Personne ne peut prédire, à la semaine près, les évolutions dans chaque pays arabe, mais sur la durée, des réformes profondes s'imposeront aux pouvoirs dans ces pays. L'Algérie, qui a trop cher payé depuis 1954, mérite d'aller plus vite et plus loin, à commencer par des décisions d'une grande portée symbolique et aussi politique. Un échéancier public pour dissoudre la 49ème wilaya, le jugement des présumés coupables dans les affaires de l'autoroute, de Sonatrach, des multiples importations, des terres agricoles, la levée des censures culturelles, l'émergence d'un puissant audiovisuel national (privé/public) peuvent créer la rupture. En fait, il s'agit d'aller maintenant à un système démocratique. Et ce serait faire injure à l'intelligence et à l'expérience de M. Bouteflika de penser qu'il ne sait pas que de larges pans de sa majorité et de ses «soutiens» intéressés ne sont que des barrages de paille en cas de cyclone.
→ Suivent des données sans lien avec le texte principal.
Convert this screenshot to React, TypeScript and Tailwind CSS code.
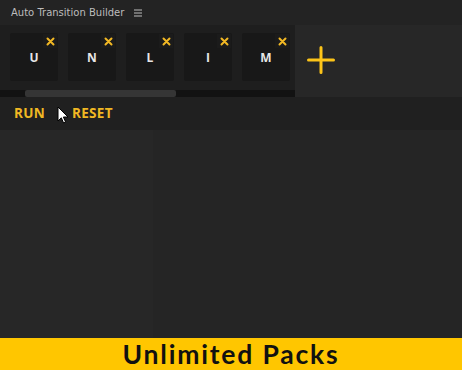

Ces derniers, pour un égout bouché, invoquent son programme, ses orientations éclairées et attendent ses directives.

 La désagrégation des partis de Ben Ali et Moubarek, la dignité, le courage dans des conditions terribles des manifestants en Egypte, le niveau de leurs discours, la solidarité des Egyptiens, le rôle du syndicat en Tunisie, le regard nouveau de «la communauté internationale» sur les gouvernances arabes sont des signaux trop forts pour qu'ils n'agissent pas sur la jeunesse et le pouvoir en Algérie qui peut anticiper et ouvrir un processus démocratique géré par des courants progressistes, modernistes et l'ensemble des acteurs politiques, culturels et sociaux qui veulent la rupture et aiment leur pays.